At first, we take a look at a rather similar inequality which we will show to be very close to Cauchy-Schwarz.

For the case of $n=1$, we consider

$$\tag{elementary} xy \leq \frac{x^2}{2} + \frac{y^2}{2}.$$

If we replace - as Steele does on page 19f - $x$ and $y$ with its square roots and multiply by $4$, we arrive at

$$ 4 \sqrt{xy} < 2 \, (x + y), \quad \text{for all nonnegative } x \neq y.$$

The equality holds when $(x-y)^2 = 0$, which is excluded now.

Let us fix $a$ and $b$ as side lenghts of a rectangle such that $A = ab$. Considering all arbitrary side length $x$ and $y$ such that $A = ab = xy$, we might realise that the left hand side is the perimeter of the square with length $s = \sqrt{xy} = \sqrt{ab}$. The right hand side is the perimeter of all other possible rectangles with $x$ and $y$ as side lengths.

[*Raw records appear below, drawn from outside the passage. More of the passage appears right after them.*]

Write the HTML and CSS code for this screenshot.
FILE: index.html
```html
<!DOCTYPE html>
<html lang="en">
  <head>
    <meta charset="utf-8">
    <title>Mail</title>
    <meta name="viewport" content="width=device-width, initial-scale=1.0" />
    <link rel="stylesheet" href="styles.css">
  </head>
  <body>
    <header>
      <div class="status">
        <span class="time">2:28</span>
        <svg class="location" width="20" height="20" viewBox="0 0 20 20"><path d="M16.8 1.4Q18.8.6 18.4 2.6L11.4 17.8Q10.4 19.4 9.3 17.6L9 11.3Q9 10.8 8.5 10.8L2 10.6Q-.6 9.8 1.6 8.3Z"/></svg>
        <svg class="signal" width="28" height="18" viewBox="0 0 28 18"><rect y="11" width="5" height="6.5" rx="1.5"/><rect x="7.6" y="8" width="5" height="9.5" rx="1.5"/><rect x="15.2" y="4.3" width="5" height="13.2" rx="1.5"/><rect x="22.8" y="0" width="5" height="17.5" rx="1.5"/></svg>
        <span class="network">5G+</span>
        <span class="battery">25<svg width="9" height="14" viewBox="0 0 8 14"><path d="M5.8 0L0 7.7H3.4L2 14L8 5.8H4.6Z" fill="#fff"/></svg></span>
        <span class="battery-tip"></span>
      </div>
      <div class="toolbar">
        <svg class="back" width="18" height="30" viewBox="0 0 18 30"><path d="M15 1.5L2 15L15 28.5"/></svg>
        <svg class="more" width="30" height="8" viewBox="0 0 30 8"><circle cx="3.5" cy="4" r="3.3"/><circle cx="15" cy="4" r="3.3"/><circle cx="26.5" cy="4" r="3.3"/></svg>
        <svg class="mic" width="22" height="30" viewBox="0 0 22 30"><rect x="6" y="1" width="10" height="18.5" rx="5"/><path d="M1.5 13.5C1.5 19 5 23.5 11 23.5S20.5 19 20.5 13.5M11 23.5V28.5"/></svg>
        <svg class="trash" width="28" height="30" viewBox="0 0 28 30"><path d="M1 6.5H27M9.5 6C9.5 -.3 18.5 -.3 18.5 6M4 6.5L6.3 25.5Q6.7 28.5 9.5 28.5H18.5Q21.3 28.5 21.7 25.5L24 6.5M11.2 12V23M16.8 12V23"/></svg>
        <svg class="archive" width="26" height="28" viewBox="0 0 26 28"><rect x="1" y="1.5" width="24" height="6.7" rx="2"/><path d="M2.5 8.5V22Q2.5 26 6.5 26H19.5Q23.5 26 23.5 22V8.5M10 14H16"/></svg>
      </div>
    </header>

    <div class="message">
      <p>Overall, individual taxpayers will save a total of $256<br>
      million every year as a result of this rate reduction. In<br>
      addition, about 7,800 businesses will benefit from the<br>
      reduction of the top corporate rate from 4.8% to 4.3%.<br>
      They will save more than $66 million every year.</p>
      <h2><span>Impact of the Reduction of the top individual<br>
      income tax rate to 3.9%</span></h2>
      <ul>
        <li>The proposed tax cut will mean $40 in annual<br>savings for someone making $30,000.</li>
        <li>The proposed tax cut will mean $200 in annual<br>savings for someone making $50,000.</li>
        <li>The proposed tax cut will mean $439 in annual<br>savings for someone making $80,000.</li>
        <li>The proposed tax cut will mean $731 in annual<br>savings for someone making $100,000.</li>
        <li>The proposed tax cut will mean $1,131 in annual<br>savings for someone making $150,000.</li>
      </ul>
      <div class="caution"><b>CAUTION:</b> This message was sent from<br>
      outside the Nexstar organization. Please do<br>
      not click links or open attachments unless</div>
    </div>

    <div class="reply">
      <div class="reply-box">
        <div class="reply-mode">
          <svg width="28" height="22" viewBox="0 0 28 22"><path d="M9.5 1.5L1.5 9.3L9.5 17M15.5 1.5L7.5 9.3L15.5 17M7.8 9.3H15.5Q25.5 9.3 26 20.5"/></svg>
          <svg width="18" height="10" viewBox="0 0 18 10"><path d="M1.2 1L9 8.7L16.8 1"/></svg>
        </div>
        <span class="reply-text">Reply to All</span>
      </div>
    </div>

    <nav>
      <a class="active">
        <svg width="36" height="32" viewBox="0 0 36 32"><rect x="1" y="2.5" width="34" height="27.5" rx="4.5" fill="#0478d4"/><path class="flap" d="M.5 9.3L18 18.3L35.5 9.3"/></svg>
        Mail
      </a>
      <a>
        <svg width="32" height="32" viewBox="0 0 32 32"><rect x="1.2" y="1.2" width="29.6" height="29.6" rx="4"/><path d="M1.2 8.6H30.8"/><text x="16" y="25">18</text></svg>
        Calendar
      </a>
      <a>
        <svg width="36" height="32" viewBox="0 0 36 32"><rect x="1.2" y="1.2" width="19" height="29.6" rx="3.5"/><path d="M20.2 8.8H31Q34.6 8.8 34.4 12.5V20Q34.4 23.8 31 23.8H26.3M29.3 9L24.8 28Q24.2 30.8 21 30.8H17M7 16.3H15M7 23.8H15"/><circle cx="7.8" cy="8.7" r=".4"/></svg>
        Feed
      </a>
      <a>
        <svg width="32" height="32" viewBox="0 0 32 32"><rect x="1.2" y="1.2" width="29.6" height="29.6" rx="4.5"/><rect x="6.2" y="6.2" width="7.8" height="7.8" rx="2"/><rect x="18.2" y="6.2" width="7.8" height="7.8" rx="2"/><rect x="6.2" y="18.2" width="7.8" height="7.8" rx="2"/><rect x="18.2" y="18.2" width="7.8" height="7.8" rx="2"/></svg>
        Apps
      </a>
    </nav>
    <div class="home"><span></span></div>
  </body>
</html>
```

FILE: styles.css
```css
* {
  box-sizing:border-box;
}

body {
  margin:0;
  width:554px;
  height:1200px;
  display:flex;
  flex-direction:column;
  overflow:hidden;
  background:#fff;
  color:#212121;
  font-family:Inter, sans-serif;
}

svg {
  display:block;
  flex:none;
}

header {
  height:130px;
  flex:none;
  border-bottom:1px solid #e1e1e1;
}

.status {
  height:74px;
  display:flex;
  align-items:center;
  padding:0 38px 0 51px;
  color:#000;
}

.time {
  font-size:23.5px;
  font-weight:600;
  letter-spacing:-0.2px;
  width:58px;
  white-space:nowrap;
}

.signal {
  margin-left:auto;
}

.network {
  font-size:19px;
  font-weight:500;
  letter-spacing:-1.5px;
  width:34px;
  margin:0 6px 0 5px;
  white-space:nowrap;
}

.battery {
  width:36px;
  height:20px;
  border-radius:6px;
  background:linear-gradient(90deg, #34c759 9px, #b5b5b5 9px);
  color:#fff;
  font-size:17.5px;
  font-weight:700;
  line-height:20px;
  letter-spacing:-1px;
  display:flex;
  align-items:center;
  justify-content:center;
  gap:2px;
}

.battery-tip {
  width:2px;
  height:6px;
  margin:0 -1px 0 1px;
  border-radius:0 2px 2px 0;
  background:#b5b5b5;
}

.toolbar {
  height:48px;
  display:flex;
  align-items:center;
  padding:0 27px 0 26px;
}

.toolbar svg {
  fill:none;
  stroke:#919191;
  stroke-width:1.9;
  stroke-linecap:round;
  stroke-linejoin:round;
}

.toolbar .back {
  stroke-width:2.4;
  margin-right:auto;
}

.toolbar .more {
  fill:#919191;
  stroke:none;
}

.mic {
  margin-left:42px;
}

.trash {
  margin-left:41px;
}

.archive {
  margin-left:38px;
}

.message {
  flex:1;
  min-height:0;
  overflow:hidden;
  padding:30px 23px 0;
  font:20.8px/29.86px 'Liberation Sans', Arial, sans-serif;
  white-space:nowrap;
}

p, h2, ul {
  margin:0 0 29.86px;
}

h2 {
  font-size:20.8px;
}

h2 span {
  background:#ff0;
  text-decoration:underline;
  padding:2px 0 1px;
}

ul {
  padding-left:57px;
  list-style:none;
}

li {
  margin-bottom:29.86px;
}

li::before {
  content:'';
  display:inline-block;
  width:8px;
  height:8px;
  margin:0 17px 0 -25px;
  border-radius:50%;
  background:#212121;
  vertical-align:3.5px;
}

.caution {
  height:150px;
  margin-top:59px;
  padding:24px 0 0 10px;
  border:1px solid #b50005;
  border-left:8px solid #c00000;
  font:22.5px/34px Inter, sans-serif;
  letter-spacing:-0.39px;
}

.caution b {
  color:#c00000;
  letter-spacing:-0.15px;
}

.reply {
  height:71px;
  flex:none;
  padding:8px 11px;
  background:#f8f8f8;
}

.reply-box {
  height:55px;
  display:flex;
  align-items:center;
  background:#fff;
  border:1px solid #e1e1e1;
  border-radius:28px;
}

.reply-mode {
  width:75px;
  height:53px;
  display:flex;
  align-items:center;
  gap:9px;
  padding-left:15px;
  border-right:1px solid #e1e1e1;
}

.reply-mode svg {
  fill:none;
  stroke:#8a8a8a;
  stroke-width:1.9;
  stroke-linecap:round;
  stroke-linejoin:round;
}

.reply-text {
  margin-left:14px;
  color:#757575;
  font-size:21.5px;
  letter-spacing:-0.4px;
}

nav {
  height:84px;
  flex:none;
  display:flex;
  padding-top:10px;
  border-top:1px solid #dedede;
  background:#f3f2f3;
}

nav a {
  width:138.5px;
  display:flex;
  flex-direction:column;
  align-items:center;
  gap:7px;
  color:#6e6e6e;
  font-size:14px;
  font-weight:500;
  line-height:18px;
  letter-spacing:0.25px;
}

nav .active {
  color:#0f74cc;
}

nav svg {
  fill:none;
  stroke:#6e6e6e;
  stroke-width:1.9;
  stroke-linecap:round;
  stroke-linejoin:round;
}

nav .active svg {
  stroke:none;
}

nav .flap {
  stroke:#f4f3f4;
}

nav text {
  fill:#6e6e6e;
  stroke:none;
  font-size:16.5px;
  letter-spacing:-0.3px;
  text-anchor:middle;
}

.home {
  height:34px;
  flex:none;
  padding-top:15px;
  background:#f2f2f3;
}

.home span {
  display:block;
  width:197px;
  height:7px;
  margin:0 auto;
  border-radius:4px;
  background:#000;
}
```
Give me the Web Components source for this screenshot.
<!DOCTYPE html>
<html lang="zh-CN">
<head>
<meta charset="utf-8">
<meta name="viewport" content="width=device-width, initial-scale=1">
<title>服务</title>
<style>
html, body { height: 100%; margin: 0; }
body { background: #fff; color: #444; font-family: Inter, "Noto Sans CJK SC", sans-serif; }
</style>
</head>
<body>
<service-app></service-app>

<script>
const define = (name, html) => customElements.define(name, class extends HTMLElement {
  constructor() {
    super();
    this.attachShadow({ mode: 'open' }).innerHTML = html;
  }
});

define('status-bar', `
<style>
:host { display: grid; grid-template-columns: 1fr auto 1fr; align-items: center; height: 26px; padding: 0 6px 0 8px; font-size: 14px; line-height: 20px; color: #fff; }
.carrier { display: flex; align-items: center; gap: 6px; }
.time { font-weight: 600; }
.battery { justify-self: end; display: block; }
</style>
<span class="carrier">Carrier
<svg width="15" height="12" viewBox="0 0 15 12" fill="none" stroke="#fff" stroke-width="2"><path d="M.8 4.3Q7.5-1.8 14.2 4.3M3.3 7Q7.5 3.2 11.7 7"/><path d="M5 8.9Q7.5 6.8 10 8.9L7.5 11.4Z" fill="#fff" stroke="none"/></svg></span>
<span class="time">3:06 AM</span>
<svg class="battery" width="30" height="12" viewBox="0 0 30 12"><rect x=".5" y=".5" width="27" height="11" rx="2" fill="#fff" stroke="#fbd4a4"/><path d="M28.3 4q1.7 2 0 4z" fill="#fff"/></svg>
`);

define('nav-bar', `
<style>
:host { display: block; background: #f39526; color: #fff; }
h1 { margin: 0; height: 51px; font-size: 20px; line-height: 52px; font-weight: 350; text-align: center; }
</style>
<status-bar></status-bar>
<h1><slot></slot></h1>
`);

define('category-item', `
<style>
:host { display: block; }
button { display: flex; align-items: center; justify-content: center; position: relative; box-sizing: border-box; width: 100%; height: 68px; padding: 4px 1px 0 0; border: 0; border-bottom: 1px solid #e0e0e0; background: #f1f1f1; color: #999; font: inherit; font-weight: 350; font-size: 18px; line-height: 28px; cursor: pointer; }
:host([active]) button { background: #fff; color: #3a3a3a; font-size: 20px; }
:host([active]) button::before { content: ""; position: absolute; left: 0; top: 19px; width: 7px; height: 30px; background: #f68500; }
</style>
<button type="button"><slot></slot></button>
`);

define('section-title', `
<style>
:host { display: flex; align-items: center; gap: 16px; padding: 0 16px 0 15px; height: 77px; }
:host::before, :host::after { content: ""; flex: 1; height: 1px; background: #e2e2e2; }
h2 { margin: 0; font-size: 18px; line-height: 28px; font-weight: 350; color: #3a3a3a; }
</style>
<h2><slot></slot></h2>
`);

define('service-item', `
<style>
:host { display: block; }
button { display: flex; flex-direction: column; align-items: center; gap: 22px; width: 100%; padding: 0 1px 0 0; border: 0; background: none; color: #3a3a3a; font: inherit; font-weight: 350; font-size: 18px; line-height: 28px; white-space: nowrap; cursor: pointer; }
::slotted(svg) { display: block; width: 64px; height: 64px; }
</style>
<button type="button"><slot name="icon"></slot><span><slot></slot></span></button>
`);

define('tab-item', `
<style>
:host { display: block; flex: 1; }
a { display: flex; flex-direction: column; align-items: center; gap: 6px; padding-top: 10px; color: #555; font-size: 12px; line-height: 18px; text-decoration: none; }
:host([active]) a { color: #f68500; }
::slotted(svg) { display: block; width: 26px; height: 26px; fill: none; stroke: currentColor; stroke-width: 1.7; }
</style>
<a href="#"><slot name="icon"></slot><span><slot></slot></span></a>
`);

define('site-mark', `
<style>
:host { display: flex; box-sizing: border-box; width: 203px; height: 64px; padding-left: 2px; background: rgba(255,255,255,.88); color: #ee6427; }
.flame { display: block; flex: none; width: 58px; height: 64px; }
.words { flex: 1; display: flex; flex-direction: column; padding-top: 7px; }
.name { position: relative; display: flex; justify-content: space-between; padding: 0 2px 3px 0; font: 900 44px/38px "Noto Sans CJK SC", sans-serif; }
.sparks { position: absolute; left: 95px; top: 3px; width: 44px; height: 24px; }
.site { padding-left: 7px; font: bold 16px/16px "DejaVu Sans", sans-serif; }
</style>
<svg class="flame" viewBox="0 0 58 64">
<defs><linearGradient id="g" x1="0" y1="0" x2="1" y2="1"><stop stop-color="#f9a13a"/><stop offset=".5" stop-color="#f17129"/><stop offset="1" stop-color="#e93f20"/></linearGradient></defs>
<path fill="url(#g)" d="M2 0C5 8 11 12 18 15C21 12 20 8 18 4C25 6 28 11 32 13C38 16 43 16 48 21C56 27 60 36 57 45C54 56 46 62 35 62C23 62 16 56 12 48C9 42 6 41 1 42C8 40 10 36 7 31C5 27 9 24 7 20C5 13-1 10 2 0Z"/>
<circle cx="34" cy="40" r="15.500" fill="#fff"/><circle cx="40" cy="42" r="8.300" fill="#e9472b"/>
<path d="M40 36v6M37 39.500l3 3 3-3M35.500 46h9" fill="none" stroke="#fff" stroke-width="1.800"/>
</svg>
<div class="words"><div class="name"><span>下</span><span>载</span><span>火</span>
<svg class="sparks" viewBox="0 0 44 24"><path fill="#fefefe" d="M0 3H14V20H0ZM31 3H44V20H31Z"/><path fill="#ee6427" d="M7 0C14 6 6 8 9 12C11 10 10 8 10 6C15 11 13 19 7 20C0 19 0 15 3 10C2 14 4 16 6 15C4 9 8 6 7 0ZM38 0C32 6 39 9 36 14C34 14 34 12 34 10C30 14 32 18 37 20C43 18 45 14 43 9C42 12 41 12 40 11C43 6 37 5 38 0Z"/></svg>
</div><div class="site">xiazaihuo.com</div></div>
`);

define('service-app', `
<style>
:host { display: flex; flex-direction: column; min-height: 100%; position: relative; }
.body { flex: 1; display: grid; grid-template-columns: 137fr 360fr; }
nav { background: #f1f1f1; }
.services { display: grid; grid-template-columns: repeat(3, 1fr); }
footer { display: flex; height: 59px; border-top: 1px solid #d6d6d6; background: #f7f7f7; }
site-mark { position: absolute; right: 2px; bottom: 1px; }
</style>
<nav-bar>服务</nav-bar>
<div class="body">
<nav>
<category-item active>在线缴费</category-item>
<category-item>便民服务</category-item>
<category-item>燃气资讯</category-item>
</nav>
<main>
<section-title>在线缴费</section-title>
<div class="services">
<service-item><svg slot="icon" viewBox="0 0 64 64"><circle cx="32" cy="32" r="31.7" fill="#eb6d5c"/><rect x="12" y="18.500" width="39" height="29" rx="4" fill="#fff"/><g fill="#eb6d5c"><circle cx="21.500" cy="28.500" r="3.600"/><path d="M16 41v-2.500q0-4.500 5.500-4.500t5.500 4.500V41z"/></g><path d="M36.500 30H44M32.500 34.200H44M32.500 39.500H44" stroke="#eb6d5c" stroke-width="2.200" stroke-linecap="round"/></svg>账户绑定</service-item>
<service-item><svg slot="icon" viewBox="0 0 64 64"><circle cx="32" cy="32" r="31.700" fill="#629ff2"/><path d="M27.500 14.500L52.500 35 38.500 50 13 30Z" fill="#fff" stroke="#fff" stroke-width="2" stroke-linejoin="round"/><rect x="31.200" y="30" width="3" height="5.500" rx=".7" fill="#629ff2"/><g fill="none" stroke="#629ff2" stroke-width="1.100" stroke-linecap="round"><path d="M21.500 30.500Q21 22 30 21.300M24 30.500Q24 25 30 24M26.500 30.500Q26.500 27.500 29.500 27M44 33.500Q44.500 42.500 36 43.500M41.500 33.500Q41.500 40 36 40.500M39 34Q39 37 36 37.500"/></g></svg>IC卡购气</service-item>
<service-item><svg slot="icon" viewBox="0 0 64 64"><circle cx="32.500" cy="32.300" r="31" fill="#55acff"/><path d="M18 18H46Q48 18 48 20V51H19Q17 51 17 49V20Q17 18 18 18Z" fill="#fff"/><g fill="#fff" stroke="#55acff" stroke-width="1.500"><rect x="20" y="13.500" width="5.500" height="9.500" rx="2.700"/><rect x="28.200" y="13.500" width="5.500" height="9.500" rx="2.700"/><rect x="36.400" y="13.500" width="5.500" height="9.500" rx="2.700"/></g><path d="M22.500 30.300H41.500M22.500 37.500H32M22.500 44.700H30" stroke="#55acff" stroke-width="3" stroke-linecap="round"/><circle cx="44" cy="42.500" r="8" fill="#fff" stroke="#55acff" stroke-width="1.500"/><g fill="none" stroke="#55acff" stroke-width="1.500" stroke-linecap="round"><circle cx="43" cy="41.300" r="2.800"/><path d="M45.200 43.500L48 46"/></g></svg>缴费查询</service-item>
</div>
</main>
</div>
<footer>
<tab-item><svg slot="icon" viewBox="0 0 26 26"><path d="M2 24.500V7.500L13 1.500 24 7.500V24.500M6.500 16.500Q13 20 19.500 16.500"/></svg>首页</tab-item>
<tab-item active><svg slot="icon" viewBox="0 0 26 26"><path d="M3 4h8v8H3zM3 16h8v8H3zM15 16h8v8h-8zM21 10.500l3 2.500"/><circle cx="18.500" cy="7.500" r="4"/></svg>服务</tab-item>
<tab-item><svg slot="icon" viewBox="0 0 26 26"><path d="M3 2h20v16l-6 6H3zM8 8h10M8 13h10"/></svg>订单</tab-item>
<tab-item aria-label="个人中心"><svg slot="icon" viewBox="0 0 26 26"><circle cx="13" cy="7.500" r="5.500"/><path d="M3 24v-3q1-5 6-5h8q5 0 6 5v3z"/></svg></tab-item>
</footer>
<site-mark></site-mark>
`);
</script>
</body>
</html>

The generalisation from $xy$ to $x\cdot y$ is now very close. For $n=3$, we can interprete the statement that among all boxes in $\mathbb{R}^3$, the cube is the one with largest volume given a fixed surface area.

So, the elementary inequality given above is easy to interpret. But how to arrive at Cauchy-Schwarz?

First, Steele on page 5 adds up $n$-times the elementary inequality for $x_i$ and $y_i$ to arrive at

$$ \sum_{i=1}^n x_i \, y_i \leq \frac12 \, \left( \sum_{i=1}^n x_i^2 \, + \, \sum_{i=0}^n y_i^2 \right). \tag{additive}$$

If we take a look at normed vectors, namely $\tilde{x_i} = \frac{x_i}{\sqrt{\sum_{i=0}^n x_i^2}}$ and $\tilde{y_i} = \frac{y_i}{\sqrt{\sum_{i=0}^n y_i^2}}$, we are able to convert the additive bound into the Cauchy-Schwarz inequality as

$$\tag{CS} \frac{\sum_{i=1}^n x_i \, y_i}{\sqrt{\sum_{i=0}^n x_i^2}\,\sqrt{\sum_{i=0}^n y_i^2}}=\sum_{i=1}^n \tilde{x_i} \, \tilde{y_i} \leq \frac12 \, \left( \sum_{i=1}^n \tilde{x_i}^2 \, + \, \sum_{i=0}^n \tilde{y_i}^2 \right) = 1$$

So, as the Cauchy-Schwarz inequality is recovered from the elementary inequality for just very special choices of $x_i$ and $y_i$. But now we got a neat intuition at hand and we can imagine why Cauchy-Schwarz will appear pretty often - as it is closely related to the fundamental perimetrical inequality for boxes and cubes.